The first problem is something I have already complained about: LXC shares the same kernel, obviously and by design; this is good because you don’t have to replicate drivers, resources, additional layers for filesystem and all the stuff, so you have real native performance out of it; on the other hand, this also means that if the kernel does not provide namespace/cgroup isolation, it does not allow you to make distinct changes between the host system and the container. For instance, the kernel log buffer is still shared among the two, which causes no little problems to run a logger from within the container (you can do so, but you have to remember to stop it from accessing the kernel’s log). You also can’t change sysctl values between the host and the container, for instance to disable the brk()
randomizer that causes trouble with a few LISP implementations.
But there are even more interesting notes that make the whole situation pretty interesting. For instance, with the latest release (0.7.0), networking seems to have slightly slowed down; I’m not sure what’s the problem exactly, but for some reason it takes quite a bit longer to connect to the container than it used to; nothing major so I don’t have to pay excessive attention to it. On the other hand, I took the chance to try again to make it work with the macvlan network rather than the virtual Ethernet network, this time even googling around to find the solution about my problem.
Now, Virtual Ethernet (veth) is not too bad; it creates a peer-to-peer connection between the host and the container; you can then manage that as you see fit; you can then set up your system as a router, or use Linux ability to work as a bridge to join container’s network with your base network. I usually do that, since it reduces the amount of hops I need to add to reach Internet. Of course, while all the management is done in-kernel, I guess there are a lot of internal hops that have to be passed, and for a moment I thought that might have been slowing down the connection.
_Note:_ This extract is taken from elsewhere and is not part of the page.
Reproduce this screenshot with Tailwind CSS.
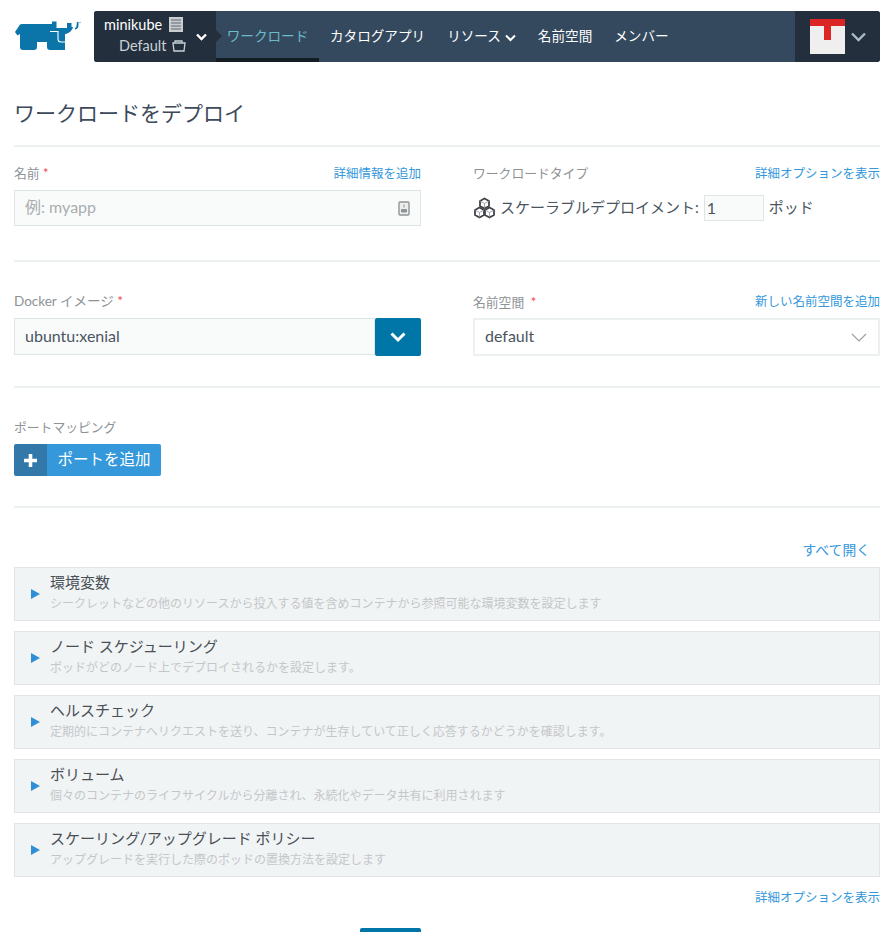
<!DOCTYPE html>
<html lang="ja">
<head>
  <meta charset="UTF-8">
  <title>ワークロードをデプロイ</title>
  <script src="https://cdn.jsdelivr.net/npm/@tailwindcss/browser@4"></script>
</head>
<body class="bg-white h-[932px] overflow-hidden font-['Lato','Noto_Sans_CJK_JP',sans-serif] text-[#4f5b66]">
  <div class="pl-[14px] pr-[7px]">

    <!-- ヘッダー -->
    <header class="flex items-stretch h-[51px] mt-[11px]">
      <div class="w-[80px] shrink-0 pt-[9px]">
        <svg width="67" height="31" viewBox="0 0 67 31">
          <path fill="#0b75aa" d="M1 12 L6 4.5 Q6.5 4 8 4 H38 V1.5 H42.5 V8 H53 V3 H57.5 V7 H59 Q58 12 52 14 H51 V30 H36 Q33 30 33 27 V22 H23 V27 Q23 30 20 30 H9 Q6 30 6 27 V14 L3.5 15.5 Z"/>
          <path fill="none" stroke="#fff" stroke-width="1.1" d="M36 11.5 H44 V19 Q44 22 47 22 H51.5"/>
          <path fill="#0b75aa" d="M61 8 Q63 7.5 62.8 2 H64.5 V5 Q64.5 9 61 9.5 Z"/>
          <circle cx="66" cy="2.5" r="0.8" fill="#7fb5d0"/>
        </svg>
      </div>
      <nav class="flex-1 flex items-stretch bg-[#34495e] rounded-[3px] overflow-hidden text-white text-[13.6px]">
        <div class="w-[122px] shrink-0 bg-[#232f3c] flex items-center relative">
          <div class="pl-[10px] text-[14.5px] leading-[21px] -mt-[3px]">
            <div class="flex items-center gap-[7px]">
              <span>minikube</span>
              <svg width="14" height="15" viewBox="0 0 14 15"><rect x="0" y="0" width="14" height="15" fill="#c9cdd0"/><path d="M2 3h10M2 6h10M2 9h10M2 12h10" stroke="#5c6670" stroke-width="1"/></svg>
            </div>
            <div class="flex items-center gap-[6px] pl-[15px] text-[#c9d2d8]">
              <span>Default</span>
              <svg width="14" height="12" viewBox="0 0 14 12" fill="none" stroke="#c9d2d8" stroke-width="1.3"><path d="M3 2.5 V1 H10 V2.5"/><path d="M1 3 H13 L12 11 H2 Z"/></svg>
            </div>
          </div>
          <svg class="absolute left-[102px] top-[22px]" width="11" height="8" viewBox="0 0 11 8" fill="none" stroke="#fff" stroke-width="2.4"><path d="M1 1.5 L5.5 6 L10 1.5"/></svg>
        </div>
        <a class="w-[103px] shrink-0 relative flex justify-center pt-[13px] text-[#6bbcc8] border-b-[4px] border-[#141c24] leading-[24px]">ワークロード
          <span class="absolute left-0 top-[19px] border-y-[6px] border-y-transparent border-l-[6px] border-l-[#232f3c]"></span>
        </a>
        <a class="ml-[11px] pt-[13px] leading-[24px]">カタログアプリ</a>
        <a class="ml-[22px] pt-[13px] leading-[24px] flex items-start gap-[4px]">リソース
          <svg class="mt-[10px]" width="11" height="8" viewBox="0 0 11 8" fill="none" stroke="#fff" stroke-width="2"><path d="M1 1.5 L5.5 6 L10 1.5"/></svg>
        </a>
        <a class="ml-[22px] pt-[13px] leading-[24px]">名前空間</a>
        <a class="ml-[22px] pt-[13px] leading-[24px]">メンバー</a>
        <div class="ml-auto w-[85px] shrink-0 bg-[#232f3c] flex items-center pl-[15px] gap-[6px]">
          <div class="w-[35px] h-[35px] bg-[#efefef] relative">
            <div class="h-[7px] bg-[#dc2626]"></div>
            <div class="absolute left-[14px] top-[7px] w-[7px] h-[14px] bg-[#dc2626]"></div>
          </div>
          <svg width="15" height="10" viewBox="0 0 15 10" fill="none" stroke="#a9bcc8" stroke-width="2.4"><path d="M1 1.5 L7.5 8 L14 1.5"/></svg>
        </div>
      </nav>
    </header>

    <!-- タイトル -->
    <h1 class="mt-[36px] text-[21px] leading-[30px] text-[#3d4a5c] font-normal">ワークロードをデプロイ</h1>
    <hr class="mt-[17px] border-t-2 border-[#edf0f0]">

    <!-- 名前 / タイプ -->
    <div class="grid grid-cols-[407px_407px] justify-between pt-[17px] h-[113px]">
      <div>
        <div class="flex justify-between items-center h-[20px] text-[12.8px] leading-[20px]">
          <span class="text-[#8d9296] -mt-[2px]">名前 <span class="text-[#ef4444]">*</span></span>
          <a class="text-[12.5px] text-[#3498db]">詳細情報を追加</a>
        </div>
        <div class="mt-[6px] h-[36px] border border-[#dfe5e5] bg-[#f9fbfb] flex items-center justify-between pl-[10px] pr-[10px] text-[16px] text-[#a9adaf]">
          <span class="-mt-[2px]">例: myapp</span>
          <svg width="12" height="15" viewBox="0 0 12 15"><rect x="1" y="1" width="10" height="13" rx="1" fill="#eceeee" stroke="#8f9496" stroke-width="1.4"/><path d="M6 3.5v3M3.5 11 h5 v-2.5 h-5z" fill="#8f9496" stroke="#8f9496"/></svg>
        </div>
      </div>
      <div>
        <div class="flex justify-between items-center h-[20px] text-[12.8px] leading-[20px]">
          <span class="text-[#8d9296] -mt-[2px]">ワークロードタイプ</span>
          <a class="text-[12.5px] text-[#3498db]">詳細オプションを表示</a>
        </div>
        <div class="mt-[10px] h-[28px] flex items-center text-[15px] text-[#4a5560]">
          <svg width="23" height="22" viewBox="0 0 23 22" fill="none" stroke="#3f4348" stroke-width="1.8" stroke-linejoin="round"><path d="M11.5 1.5 L16 4 V9 L11.5 11.5 L7 9 V4 Z"/><path d="M6.5 10.5 L11 13 V18 L6.5 20.5 L2 18 V13 Z"/><path d="M16.5 10.5 L21 13 V18 L16.5 20.5 L12 18 V13 Z"/><path stroke="#8b8f96" stroke-width="0.8" d="M7 4 L11.5 6.5 L16 4 M11.5 6.5 V11.5 M2 13 L6.5 15.5 L11 13 M6.5 15.5 V20.5 M12 13 L16.5 15.5 L21 13 M16.5 15.5 V20.5"/></svg>
          <span class="ml-[4px] -mt-[2px]">スケーラブルデプロイメント:</span>
          <span class="ml-[5px] w-[60px] h-[26px] border border-[#dfe5e5] bg-[#f9fbfb] pl-[2px] leading-[24px] text-[16px]">1</span>
          <span class="ml-[5px] -mt-[2px]">ポッド</span>
        </div>
      </div>
    </div>
    <hr class="border-t-2 border-[#edf0f0]">

    <!-- イメージ / 名前空間 -->
    <div class="grid grid-cols-[407px_407px] justify-between pt-[29px] h-[124px]">
      <div>
        <div class="h-[20px] text-[13.5px] leading-[20px] text-[#8d9296]">Docker イメージ <span class="text-[#ef4444]">*</span></div>
        <div class="mt-[7px] flex h-[38px]">
          <div class="flex-1 h-[37px] border border-[#dfe5e5] bg-[#f9fbfb] pl-[10px] text-[16px] leading-[33px] text-[#4a5560]">ubuntu:xenial</div>
          <div class="w-[46px] bg-[#0075a8] rounded-[2px] flex items-center justify-center">
            <svg width="16" height="11" viewBox="0 0 16 11" fill="none" stroke="#fff" stroke-width="3"><path d="M1.5 1.5 L8 8 L14.5 1.5"/></svg>
          </div>
        </div>
      </div>
      <div>
        <div class="flex justify-between items-center h-[20px] text-[12.8px] leading-[20px] pt-[1px]">
          <span class="text-[#8d9296]">名前空間 &nbsp;<span class="text-[#ef4444]">*</span></span>
          <a class="text-[12.5px] text-[#3498db]">新しい名前空間を追加</a>
        </div>
        <div class="mt-[7px] h-[38px] border-2 border-[#edf0f0] flex items-center justify-between pl-[10px] pr-[11px] text-[16px] text-[#4a5560]">
          <span class="-mt-[2px]">default</span>
          <svg width="16" height="9" viewBox="0 0 16 9" fill="none" stroke="#9aa0a4" stroke-width="1.2"><path d="M1 1 L8 8 L15 1"/></svg>
        </div>
      </div>
    </div>
    <hr class="border-t-2 border-[#edf0f0]">

    <!-- ポート -->
    <div class="pt-[29px] h-[118px]">
      <div class="h-[20px] text-[12.8px] leading-[20px] text-[#8d9296]">ポートマッピング</div>
      <div class="mt-[7px] inline-flex h-[32px] rounded-[2px] overflow-hidden text-white text-[15.5px]">
        <span class="w-[33px] bg-[#3278a8] flex items-center justify-center">
          <svg width="13" height="13" viewBox="0 0 13 13"><path fill="#fff" d="M4.7 0h3.6v4.7H13v3.6H8.3V13H4.7V8.3H0V4.7h4.7z"/></svg>
        </span>
        <span class="w-[114px] bg-[#3498db] flex items-center justify-center pb-[1px]">ポートを追加</span>
      </div>
    </div>
    <hr class="border-t-2 border-[#edf0f0]">

    <!-- アコーディオン -->
    <div class="pt-[32px] pr-[10px] h-[20px] box-content text-right text-[13.8px] leading-[20px] text-[#3498db]">すべて開く</div>
    <div class="mt-[7px] flex flex-col gap-[10px]">
      <div class="h-[54px] border border-[#dfe5e5] bg-[#f1f4f5] flex items-start pl-[16px] pt-[4px]">
        <span class="self-center border-y-[5px] border-y-transparent border-l-[9px] border-l-[#2d8fd5] mb-[5px]"></span>
        <div class="ml-[10px]">
          <div class="text-[15px] leading-[20px] text-[#4a4f55]">環境変数</div>
          <div class="mt-[2px] text-[12px] leading-[20px] text-[#c4c7c9]">シークレットなどの他のリソースから投入する値を含めコンテナから参照可能な環境変数を設定します</div>
        </div>
      </div>
      <div class="h-[54px] border border-[#dfe5e5] bg-[#f1f4f5] flex items-start pl-[16px] pt-[4px]">
        <span class="self-center border-y-[5px] border-y-transparent border-l-[9px] border-l-[#2d8fd5] mb-[5px]"></span>
        <div class="ml-[10px]">
          <div class="text-[15px] leading-[20px] text-[#4a4f55]">ノード スケジューリング</div>
          <div class="mt-[2px] text-[12px] leading-[20px] text-[#c4c7c9]">ポッドがどのノード上でデプロイされるかを設定します。</div>
        </div>
      </div>
      <div class="h-[54px] border border-[#dfe5e5] bg-[#f1f4f5] flex items-start pl-[16px] pt-[4px]">
        <span class="self-center border-y-[5px] border-y-transparent border-l-[9px] border-l-[#2d8fd5] mb-[5px]"></span>
        <div class="ml-[10px]">
          <div class="text-[15px] leading-[20px] text-[#4a4f55]">ヘルスチェック</div>
          <div class="mt-[2px] text-[12px] leading-[20px] text-[#c4c7c9]">定期的にコンテナへリクエストを送り、コンテナが生存していて正しく応答するかどうかを確認します。</div>
        </div>
      </div>
      <div class="h-[54px] border border-[#dfe5e5] bg-[#f1f4f5] flex items-start pl-[16px] pt-[4px]">
        <span class="self-center border-y-[5px] border-y-transparent border-l-[9px] border-l-[#2d8fd5] mb-[5px]"></span>
        <div class="ml-[10px]">
          <div class="text-[15px] leading-[20px] text-[#4a4f55]">ボリューム</div>
          <div class="mt-[2px] text-[12px] leading-[20px] text-[#c4c7c9]">個々のコンテナのライフサイクルから分離され、永続化やデータ共有に利用されます</div>
        </div>
      </div>
      <div class="h-[54px] border border-[#dfe5e5] bg-[#f1f4f5] flex items-start pl-[16px] pt-[4px]">
        <span class="self-center border-y-[5px] border-y-transparent border-l-[9px] border-l-[#2d8fd5] mb-[5px]"></span>
        <div class="ml-[10px]">
          <div class="text-[15px] leading-[20px] text-[#4a4f55]">スケーリング/アップグレード ポリシー</div>
          <div class="mt-[2px] text-[12px] leading-[20px] text-[#c4c7c9]">アップグレードを実行した際のポッドの置換方法を設定します</div>
        </div>
      </div>
    </div>
    <div class="mt-[11px] text-right text-[12.5px] leading-[20px] text-[#3498db]">詳細オプションを表示</div>
    <div class="mt-[20px] ml-[346px] w-[61px] h-[10px] bg-[#0075a8] rounded-t-[2px]"></div>
  </div>
</body>
</html>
Given that the tinderbox accesses the network quite a bit (I use SSH to control it), I thought macvlan would be simpler: in that case, the kernel is directing the packets coming toward a specific MAC address through the virtual connection of the container.
But the way LXC does it, it means that it’s one-way. By default, actually, each macvlan interface you create, isolates the various containers one from the other as well; you can change the mode to “bridge” in which case the containers can chat one with the other, but even then, the containers are isolated from the host. I guess the problem is that when they send packets, they get sent out from the interface they are bound to but the kernel will ignore them if they are directed back in. No there is currently no way to deal with that, that I know of.
Actually upstream has stated that there is no way to deal with that right now at all. Sigh.
An additional problem with LXC is that even when you do blacklist all the devices so that the container’s users don’t have access to the actual underlying hardware, it can mess up your host system quite a bit. For instance, if you were to start and stop the nfs
init script inside the container.. you’d be disabling the host’s NFS server.
And yes, I know I have promised multiple time to add an init script to the ebuild; I’ll try to update it soonish.
Forgive me if i’ve missed something but I would like to set up a system for testing ebuilds, nothing of the scale of what you are doing with the tinderbox but as a sandbox to test certain software that I am interested in. I’ve been through UML and Xen but never tried containers. Could a setup like this be done under Xen? UML is slow and Xen seems to give you all the power of a real root access with minimal overhead. Are there any docs or scripts to set up a test system like your tinderbox? Thanks.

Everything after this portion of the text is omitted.